TASK REQUIREMENTS:
For this exercise, repeat all of the material verbatim apart from its images.

** begin DATA TO PROCESS **

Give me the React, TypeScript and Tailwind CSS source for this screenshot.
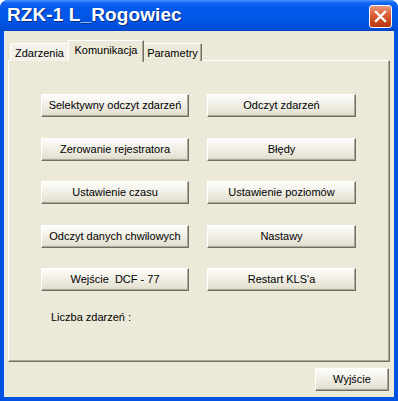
import { Fragment } from 'react';

const font = "font-['Liberation_Sans',Arial,sans-serif]";

function XpButton({ label, className = '' }: { label: string; className?: string }) {
  return (
    <button
      className={`h-[23px] border border-t-white border-l-white border-r-[#716f64] border-b-[#716f64] bg-[linear-gradient(180deg,#fdfdfb_0%,#f1efe6_45%,#e6e3d4_85%,#d9d5c3_100%)] shadow-[inset_-1px_-1px_0_#aca899] text-[11px] leading-none text-black whitespace-pre ${className}`}
    >
      {label}
    </button>
  );
}

const rows: [string, string][] = [
  ['Selektywny odczyt zdarzeń', 'Odczyt zdarzeń'],
  ['Zerowanie rejestratora', 'Błędy'],
  ['Ustawienie czasu', 'Ustawienie poziomów'],
  ['Odczyt danych chwilowych', 'Nastawy'],
  ['Wejście  DCF - 77', "Restart KLS'a"],
];

export default function App() {
  return (
    <div className={`${font} w-[398px] h-[401px] flex flex-col rounded-t-[8px] bg-[#0053e1] overflow-hidden`}>
      {/* title bar */}
      <div className="h-[31px] shrink-0 flex items-center justify-between pl-[7px] pr-[6px] bg-[linear-gradient(180deg,#4a96ff_0%,#1164f4_10%,#0058ea_30%,#0055e5_65%,#0050dc_88%,#0147cc_100%)]">
        <span className="text-white font-bold text-[19px] tracking-[0.1px] [text-shadow:1px_1px_0_#0c2a7a]">
          RZK-1 L_Rogowiec
        </span>
        <div className="w-[23px] h-[23px] rounded-[3px] border border-white bg-[linear-gradient(180deg,#ea9a80_0%,#de6640_35%,#c9431c_75%,#b8360f_100%)] flex items-center justify-center mt-[1px]">
          <svg width="13" height="13" viewBox="0 0 13 13">
            <path d="M2 2 L11 11 M11 2 L2 11" stroke="white" strokeWidth="2.4" strokeLinecap="square" />
          </svg>
        </div>
      </div>

      {/* body */}
      <div className="flex-1 mx-[4px] mb-[4px] bg-[#ece9d8] border-l border-[#e8eefc] px-[3px] pt-[9px] flex flex-col">
        {/* tabs */}
        <div className="flex items-end pl-[2px] h-[21px] relative z-10">
          <div className="w-[58px] h-[18px] border-t border-l border-white bg-[#f3f1e8] text-[11px] flex items-center justify-center pt-[1px]">
            Zdarzenia
          </div>
          <div className="w-[76px] h-[22px] -mb-px border-t border-l border-white border-r border-r-[#716f64] shadow-[inset_-1px_0_0_#aca899] bg-[#ece9d8] text-[11px] flex items-center justify-center pb-[3px]">
            Komunikacja
          </div>
          <div className="w-[58px] h-[18px] border-t border-white border-r border-r-[#716f64] shadow-[inset_-1px_0_0_#aca899] bg-[#ece9d8] text-[11px] flex items-center justify-center pt-[1px]">
            Parametry
          </div>
        </div>

        {/* panel */}
        <div className="w-[382px] h-[302px] -mt-px border border-t-white border-l-white border-r-[#716f64] border-b-[#716f64] shadow-[inset_-1px_-1px_0_#aca899] pl-[32px] pt-[33px]">
          <div className="grid grid-cols-[148px_149px] gap-x-[18px] gap-y-[20.5px]">
            {rows.map(([a, b]) => (
              <Fragment key={a}>
                <XpButton label={a} />
                <XpButton label={b} />
              </Fragment>
            ))}
          </div>
          <div className="mt-[20px] ml-[10px] text-[11px] leading-[13px] text-black">Liczba zdarzeń :</div>
        </div>

        {/* footer */}
        <div className="flex justify-end pt-[6px] pr-[2px]">
          <XpButton label="Wyjście" className="w-[74px]" />
        </div>
      </div>
    </div>
  );
}
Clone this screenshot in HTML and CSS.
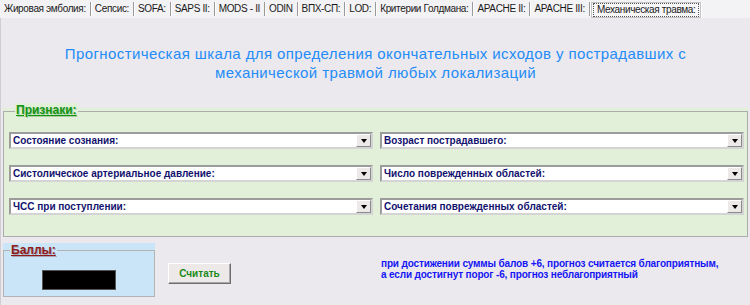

** end DATA TO PROCESS **

RESULT OF THIS EXERCISE:
Give me the React, TypeScript and Tailwind CSS source for this screenshot.
import { Fragment } from 'react';

const font = "font-['Liberation_Sans',Arial,sans-serif]";

function XpButton({ label, className = '' }: { label: string; className?: string }) {
  return (
    <button
      className={`h-[23px] border border-t-white border-l-white border-r-[#716f64] border-b-[#716f64] bg-[linear-gradient(180deg,#fdfdfb_0%,#f1efe6_45%,#e6e3d4_85%,#d9d5c3_100%)] shadow-[inset_-1px_-1px_0_#aca899] text-[11px] leading-none text-black whitespace-pre ${className}`}
    >
      {label}
    </button>
  );
}

const rows: [string, string][] = [
  ['Selektywny odczyt zdarzeń', 'Odczyt zdarzeń'],
  ['Zerowanie rejestratora', 'Błędy'],
  ['Ustawienie czasu', 'Ustawienie poziomów'],
  ['Odczyt danych chwilowych', 'Nastawy'],
  ['Wejście  DCF - 77', "Restart KLS'a"],
];

export default function App() {
  return (
    <div className={`${font} w-[398px] h-[401px] flex flex-col rounded-t-[8px] bg-[#0053e1] overflow-hidden`}>
      {/* title bar */}
      <div className="h-[31px] shrink-0 flex items-center justify-between pl-[7px] pr-[6px] bg-[linear-gradient(180deg,#4a96ff_0%,#1164f4_10%,#0058ea_30%,#0055e5_65%,#0050dc_88%,#0147cc_100%)]">
        <span className="text-white font-bold text-[19px] tracking-[0.1px] [text-shadow:1px_1px_0_#0c2a7a]">
          RZK-1 L_Rogowiec
        </span>
        <div className="w-[23px] h-[23px] rounded-[3px] border border-white bg-[linear-gradient(180deg,#ea9a80_0%,#de6640_35%,#c9431c_75%,#b8360f_100%)] flex items-center justify-center mt-[1px]">
          <svg width="13" height="13" viewBox="0 0 13 13">
            <path d="M2 2 L11 11 M11 2 L2 11" stroke="white" strokeWidth="2.4" strokeLinecap="square" />
          </svg>
        </div>
      </div>

      {/* body */}
      <div className="flex-1 mx-[4px] mb-[4px] bg-[#ece9d8] border-l border-[#e8eefc] px-[3px] pt-[9px] flex flex-col">
        {/* tabs */}
        <div className="flex items-end pl-[2px] h-[21px] relative z-10">
          <div className="w-[58px] h-[18px] border-t border-l border-white bg-[#f3f1e8] text-[11px] flex items-center justify-center pt-[1px]">
            Zdarzenia
          </div>
          <div className="w-[76px] h-[22px] -mb-px border-t border-l border-white border-r border-r-[#716f64] shadow-[inset_-1px_0_0_#aca899] bg-[#ece9d8] text-[11px] flex items-center justify-center pb-[3px]">
            Komunikacja
          </div>
          <div className="w-[58px] h-[18px] border-t border-white border-r border-r-[#716f64] shadow-[inset_-1px_0_0_#aca899] bg-[#ece9d8] text-[11px] flex items-center justify-center pt-[1px]">
            Parametry
          </div>
        </div>

        {/* panel */}
        <div className="w-[382px] h-[302px] -mt-px border border-t-white border-l-white border-r-[#716f64] border-b-[#716f64] shadow-[inset_-1px_-1px_0_#aca899] pl-[32px] pt-[33px]">
          <div className="grid grid-cols-[148px_149px] gap-x-[18px] gap-y-[20.5px]">
            {rows.map(([a, b]) => (
              <Fragment key={a}>
                <XpButton label={a} />
                <XpButton label={b} />
              </Fragment>
            ))}
          </div>
          <div className="mt-[20px] ml-[10px] text-[11px] leading-[13px] text-black">Liczba zdarzeń :</div>
        </div>

        {/* footer */}
        <div className="flex justify-end pt-[6px] pr-[2px]">
          <XpButton label="Wyjście" className="w-[74px]" />
        </div>
      </div>
    </div>
  );
}
Clone this screenshot in HTML and CSS.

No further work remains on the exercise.